◆ DIRECTIONS FOR THIS TASK
In the entries below, find every line with "React" and copy it.

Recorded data
::::

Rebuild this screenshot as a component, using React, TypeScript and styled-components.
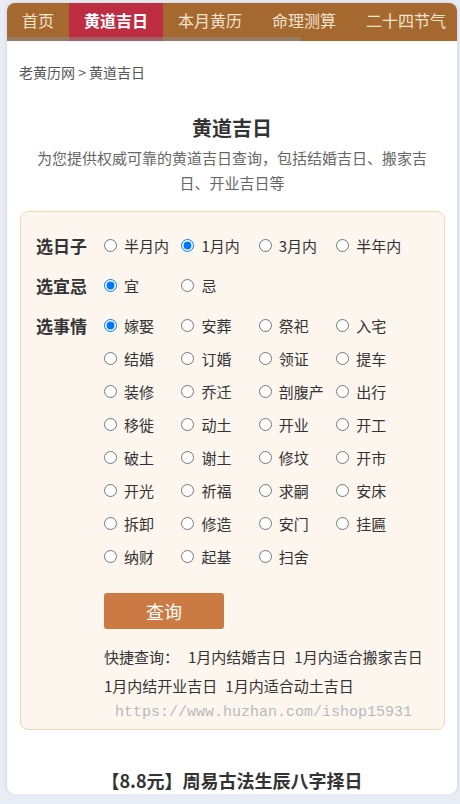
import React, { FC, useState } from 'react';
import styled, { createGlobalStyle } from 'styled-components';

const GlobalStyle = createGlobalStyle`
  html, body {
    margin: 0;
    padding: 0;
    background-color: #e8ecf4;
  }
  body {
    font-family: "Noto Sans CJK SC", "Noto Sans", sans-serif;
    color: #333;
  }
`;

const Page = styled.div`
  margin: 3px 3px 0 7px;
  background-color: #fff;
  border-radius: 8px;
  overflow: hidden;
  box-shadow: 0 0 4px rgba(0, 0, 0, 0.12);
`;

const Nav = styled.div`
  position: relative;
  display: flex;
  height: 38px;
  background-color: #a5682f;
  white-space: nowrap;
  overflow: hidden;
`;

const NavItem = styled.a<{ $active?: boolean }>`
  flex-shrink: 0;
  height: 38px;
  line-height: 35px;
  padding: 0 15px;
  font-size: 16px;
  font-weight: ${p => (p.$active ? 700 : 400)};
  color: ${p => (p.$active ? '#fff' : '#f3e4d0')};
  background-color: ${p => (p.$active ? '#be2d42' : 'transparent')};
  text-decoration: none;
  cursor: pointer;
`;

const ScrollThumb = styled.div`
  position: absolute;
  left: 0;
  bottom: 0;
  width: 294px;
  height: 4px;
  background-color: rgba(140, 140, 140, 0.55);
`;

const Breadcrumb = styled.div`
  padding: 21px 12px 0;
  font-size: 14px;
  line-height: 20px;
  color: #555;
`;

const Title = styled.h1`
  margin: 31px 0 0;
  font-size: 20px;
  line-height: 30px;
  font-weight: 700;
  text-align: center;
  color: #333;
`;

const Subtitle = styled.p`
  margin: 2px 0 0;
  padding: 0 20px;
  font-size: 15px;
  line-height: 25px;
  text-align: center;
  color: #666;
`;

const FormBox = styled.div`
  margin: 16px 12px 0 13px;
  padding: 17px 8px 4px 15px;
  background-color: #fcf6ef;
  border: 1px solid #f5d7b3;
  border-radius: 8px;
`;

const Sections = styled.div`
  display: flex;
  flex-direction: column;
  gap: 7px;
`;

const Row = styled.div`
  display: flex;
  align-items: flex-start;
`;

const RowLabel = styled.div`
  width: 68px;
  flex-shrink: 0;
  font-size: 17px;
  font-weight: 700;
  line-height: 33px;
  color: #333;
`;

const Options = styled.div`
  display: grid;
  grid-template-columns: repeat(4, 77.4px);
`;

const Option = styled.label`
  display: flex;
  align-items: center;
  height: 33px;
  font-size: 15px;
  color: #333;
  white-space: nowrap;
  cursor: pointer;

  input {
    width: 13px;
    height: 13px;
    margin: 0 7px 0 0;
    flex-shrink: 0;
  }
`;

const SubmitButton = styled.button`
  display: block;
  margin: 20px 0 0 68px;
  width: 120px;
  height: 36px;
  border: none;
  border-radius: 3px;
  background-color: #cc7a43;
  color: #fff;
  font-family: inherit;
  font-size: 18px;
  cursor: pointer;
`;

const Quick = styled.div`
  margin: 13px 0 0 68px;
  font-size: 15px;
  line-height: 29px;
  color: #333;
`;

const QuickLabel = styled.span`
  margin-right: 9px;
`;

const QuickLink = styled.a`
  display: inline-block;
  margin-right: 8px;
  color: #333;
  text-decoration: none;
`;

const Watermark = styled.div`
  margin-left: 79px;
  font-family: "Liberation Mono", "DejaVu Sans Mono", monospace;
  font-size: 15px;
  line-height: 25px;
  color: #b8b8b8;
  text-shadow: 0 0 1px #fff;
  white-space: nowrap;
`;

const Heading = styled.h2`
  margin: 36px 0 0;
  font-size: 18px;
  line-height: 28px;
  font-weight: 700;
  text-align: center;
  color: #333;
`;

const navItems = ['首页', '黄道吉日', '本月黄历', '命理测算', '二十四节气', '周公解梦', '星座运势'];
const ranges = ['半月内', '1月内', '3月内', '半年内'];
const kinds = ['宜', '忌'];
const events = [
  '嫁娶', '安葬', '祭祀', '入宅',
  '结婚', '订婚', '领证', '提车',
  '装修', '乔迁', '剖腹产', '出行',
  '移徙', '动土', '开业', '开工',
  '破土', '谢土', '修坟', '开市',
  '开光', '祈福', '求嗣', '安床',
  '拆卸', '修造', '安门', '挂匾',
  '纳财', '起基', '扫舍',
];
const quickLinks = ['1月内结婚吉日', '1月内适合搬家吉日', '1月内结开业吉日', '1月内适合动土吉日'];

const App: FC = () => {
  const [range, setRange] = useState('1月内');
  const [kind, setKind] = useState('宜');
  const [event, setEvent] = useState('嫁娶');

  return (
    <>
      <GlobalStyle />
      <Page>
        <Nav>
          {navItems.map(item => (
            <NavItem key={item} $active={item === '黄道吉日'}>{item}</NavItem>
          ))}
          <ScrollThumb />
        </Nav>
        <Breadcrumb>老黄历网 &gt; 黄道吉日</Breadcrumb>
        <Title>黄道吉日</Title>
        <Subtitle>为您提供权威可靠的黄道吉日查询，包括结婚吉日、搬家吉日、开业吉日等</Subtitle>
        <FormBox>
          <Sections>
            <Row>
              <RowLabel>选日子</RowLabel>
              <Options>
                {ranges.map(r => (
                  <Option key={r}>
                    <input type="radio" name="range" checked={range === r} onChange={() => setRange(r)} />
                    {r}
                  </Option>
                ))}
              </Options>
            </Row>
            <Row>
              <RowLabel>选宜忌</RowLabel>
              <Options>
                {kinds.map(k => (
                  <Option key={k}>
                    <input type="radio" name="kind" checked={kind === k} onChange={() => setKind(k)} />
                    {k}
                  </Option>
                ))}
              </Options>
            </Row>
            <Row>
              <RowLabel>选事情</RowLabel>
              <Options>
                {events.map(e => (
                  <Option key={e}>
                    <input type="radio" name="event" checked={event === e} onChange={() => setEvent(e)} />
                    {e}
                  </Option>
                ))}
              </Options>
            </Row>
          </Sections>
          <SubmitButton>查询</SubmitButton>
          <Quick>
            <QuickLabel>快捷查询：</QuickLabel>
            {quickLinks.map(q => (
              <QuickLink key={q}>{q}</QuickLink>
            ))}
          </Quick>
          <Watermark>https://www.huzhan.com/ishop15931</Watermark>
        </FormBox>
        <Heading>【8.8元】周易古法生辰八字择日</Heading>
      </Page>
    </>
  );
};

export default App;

::::

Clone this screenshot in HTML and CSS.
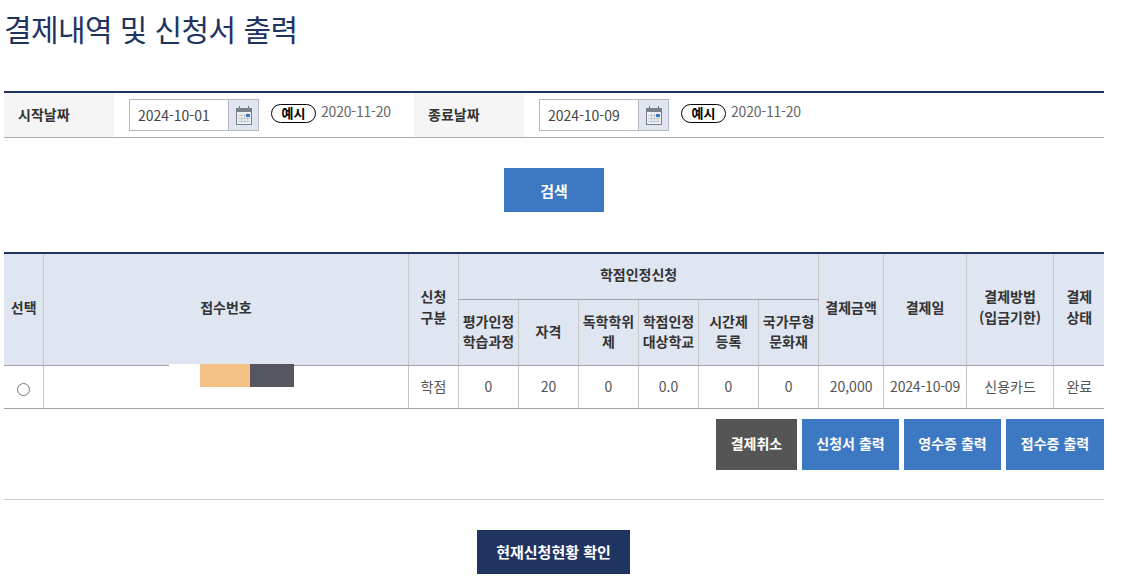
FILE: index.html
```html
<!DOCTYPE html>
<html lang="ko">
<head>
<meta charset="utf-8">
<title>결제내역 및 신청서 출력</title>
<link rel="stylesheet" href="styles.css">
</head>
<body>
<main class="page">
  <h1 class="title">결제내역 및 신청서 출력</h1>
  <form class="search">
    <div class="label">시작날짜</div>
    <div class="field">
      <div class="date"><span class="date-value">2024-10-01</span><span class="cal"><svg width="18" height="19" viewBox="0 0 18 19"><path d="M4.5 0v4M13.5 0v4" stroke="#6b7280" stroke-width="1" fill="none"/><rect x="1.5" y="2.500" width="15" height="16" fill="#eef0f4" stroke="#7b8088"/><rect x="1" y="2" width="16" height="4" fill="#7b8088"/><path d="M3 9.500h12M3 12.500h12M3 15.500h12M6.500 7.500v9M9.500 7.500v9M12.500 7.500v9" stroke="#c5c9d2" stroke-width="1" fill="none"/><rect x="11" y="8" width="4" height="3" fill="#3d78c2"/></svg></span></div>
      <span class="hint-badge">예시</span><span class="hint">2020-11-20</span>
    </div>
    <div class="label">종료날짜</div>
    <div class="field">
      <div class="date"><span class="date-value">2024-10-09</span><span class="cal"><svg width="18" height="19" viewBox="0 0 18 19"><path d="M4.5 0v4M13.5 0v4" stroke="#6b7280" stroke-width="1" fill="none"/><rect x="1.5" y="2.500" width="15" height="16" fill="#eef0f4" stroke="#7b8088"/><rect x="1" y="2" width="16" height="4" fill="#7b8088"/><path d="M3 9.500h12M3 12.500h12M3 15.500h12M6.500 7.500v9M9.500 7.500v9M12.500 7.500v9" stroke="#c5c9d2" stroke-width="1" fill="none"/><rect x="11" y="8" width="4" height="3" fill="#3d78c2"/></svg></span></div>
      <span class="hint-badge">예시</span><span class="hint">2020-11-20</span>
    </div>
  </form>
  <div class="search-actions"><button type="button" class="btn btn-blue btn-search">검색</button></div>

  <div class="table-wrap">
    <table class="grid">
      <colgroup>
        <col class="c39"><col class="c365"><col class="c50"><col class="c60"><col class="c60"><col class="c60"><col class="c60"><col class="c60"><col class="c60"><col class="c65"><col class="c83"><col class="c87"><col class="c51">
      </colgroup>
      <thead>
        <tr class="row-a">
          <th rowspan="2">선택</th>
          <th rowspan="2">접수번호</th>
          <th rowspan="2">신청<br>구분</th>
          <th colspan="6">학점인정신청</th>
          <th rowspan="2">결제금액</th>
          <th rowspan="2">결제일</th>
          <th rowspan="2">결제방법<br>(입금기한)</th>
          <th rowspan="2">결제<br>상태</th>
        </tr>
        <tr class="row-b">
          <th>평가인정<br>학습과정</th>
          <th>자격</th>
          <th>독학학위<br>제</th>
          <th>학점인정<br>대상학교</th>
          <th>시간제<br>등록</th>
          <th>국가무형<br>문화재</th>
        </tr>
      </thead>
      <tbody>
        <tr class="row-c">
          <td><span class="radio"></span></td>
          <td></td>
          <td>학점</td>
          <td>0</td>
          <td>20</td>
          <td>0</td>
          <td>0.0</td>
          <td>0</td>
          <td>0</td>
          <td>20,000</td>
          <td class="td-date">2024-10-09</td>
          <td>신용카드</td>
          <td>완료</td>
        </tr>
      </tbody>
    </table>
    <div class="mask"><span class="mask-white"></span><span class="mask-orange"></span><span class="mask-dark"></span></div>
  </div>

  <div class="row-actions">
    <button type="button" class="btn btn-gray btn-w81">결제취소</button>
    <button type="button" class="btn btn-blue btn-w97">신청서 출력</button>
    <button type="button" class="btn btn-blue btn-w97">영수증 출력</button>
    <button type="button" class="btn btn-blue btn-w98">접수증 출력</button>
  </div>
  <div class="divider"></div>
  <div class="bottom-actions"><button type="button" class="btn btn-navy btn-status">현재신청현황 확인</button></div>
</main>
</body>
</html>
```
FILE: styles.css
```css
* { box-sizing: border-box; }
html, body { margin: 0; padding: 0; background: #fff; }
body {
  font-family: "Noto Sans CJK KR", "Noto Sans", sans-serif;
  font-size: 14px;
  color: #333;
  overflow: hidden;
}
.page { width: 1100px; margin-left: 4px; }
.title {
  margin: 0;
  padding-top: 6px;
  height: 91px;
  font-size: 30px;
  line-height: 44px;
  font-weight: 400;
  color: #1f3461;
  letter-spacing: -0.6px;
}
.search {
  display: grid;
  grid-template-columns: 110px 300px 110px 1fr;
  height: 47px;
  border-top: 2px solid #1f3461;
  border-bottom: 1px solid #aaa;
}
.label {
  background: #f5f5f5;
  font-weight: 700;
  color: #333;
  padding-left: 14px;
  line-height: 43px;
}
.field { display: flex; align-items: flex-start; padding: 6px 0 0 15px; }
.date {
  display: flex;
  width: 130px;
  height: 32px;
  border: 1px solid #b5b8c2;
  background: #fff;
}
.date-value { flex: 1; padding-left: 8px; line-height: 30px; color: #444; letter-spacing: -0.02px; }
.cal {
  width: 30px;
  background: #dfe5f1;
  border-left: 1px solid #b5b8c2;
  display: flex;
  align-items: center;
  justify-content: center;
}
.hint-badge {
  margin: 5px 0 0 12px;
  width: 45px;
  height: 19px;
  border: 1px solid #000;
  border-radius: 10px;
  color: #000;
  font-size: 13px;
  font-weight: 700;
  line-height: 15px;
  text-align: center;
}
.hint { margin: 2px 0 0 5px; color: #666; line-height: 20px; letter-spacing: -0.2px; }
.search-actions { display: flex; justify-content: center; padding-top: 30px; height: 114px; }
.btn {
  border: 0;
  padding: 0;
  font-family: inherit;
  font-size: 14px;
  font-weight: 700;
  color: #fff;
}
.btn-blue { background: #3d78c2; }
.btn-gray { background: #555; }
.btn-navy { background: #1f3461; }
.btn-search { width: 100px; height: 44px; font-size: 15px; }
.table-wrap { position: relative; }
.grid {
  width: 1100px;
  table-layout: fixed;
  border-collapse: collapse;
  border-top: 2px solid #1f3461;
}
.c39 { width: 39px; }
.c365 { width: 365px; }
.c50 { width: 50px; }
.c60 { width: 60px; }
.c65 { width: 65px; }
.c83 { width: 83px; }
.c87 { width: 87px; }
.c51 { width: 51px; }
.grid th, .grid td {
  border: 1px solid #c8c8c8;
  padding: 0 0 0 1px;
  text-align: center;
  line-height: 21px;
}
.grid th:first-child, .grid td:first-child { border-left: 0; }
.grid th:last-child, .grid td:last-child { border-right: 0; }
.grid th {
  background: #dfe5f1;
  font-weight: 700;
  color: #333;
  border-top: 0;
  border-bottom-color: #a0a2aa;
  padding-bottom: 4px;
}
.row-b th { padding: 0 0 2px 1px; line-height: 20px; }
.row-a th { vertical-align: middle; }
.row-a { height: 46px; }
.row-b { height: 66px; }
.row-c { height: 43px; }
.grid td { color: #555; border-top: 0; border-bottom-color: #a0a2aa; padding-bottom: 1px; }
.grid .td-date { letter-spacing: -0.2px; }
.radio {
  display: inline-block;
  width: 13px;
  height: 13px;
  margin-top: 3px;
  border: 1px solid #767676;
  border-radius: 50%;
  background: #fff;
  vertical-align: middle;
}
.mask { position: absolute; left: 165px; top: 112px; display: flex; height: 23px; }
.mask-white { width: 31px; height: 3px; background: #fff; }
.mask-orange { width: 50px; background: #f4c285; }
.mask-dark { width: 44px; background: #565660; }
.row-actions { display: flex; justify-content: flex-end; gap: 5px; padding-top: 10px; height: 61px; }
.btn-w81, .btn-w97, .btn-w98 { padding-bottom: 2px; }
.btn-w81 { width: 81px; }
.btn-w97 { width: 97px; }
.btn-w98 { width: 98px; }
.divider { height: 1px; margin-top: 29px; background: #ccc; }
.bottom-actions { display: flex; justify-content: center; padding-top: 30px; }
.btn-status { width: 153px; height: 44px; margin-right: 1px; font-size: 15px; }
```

::::

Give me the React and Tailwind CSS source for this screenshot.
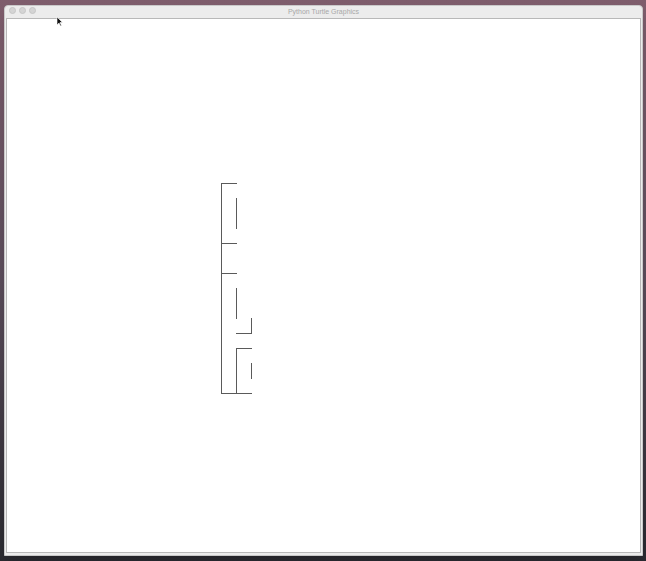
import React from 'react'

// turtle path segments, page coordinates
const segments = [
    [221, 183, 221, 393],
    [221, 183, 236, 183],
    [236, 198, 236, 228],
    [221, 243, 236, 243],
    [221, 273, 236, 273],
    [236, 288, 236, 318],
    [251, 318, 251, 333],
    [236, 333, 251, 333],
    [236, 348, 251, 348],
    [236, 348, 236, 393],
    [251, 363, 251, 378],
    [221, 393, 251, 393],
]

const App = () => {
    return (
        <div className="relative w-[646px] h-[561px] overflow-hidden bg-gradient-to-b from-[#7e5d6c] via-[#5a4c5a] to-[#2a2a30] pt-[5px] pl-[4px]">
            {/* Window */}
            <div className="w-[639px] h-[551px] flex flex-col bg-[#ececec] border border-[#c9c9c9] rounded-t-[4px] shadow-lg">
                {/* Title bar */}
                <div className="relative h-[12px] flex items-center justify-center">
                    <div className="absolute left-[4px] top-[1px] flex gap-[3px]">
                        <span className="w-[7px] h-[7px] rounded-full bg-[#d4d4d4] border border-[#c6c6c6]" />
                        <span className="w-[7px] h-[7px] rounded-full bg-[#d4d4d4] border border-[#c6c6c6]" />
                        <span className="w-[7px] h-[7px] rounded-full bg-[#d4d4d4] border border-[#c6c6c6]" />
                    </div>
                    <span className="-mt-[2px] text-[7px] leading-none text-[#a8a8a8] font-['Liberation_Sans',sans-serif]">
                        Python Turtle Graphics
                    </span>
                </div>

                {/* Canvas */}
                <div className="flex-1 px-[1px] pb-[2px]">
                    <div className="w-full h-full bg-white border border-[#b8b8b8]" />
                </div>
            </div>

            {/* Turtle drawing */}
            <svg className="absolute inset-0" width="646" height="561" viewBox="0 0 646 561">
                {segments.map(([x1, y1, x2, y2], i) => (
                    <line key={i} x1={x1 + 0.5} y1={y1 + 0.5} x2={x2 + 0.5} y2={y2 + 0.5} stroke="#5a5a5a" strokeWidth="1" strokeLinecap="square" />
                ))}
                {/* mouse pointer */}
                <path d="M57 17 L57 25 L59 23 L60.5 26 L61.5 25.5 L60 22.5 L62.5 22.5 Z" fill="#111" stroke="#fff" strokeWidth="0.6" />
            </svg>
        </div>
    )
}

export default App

::::

◆ OUTPUT OF THE TASK
Rebuild this screenshot as a component, using React, TypeScript and styled-components.
import React, { FC, useState } from 'react';
Give me the React and Tailwind CSS source for this screenshot.
import React from 'react'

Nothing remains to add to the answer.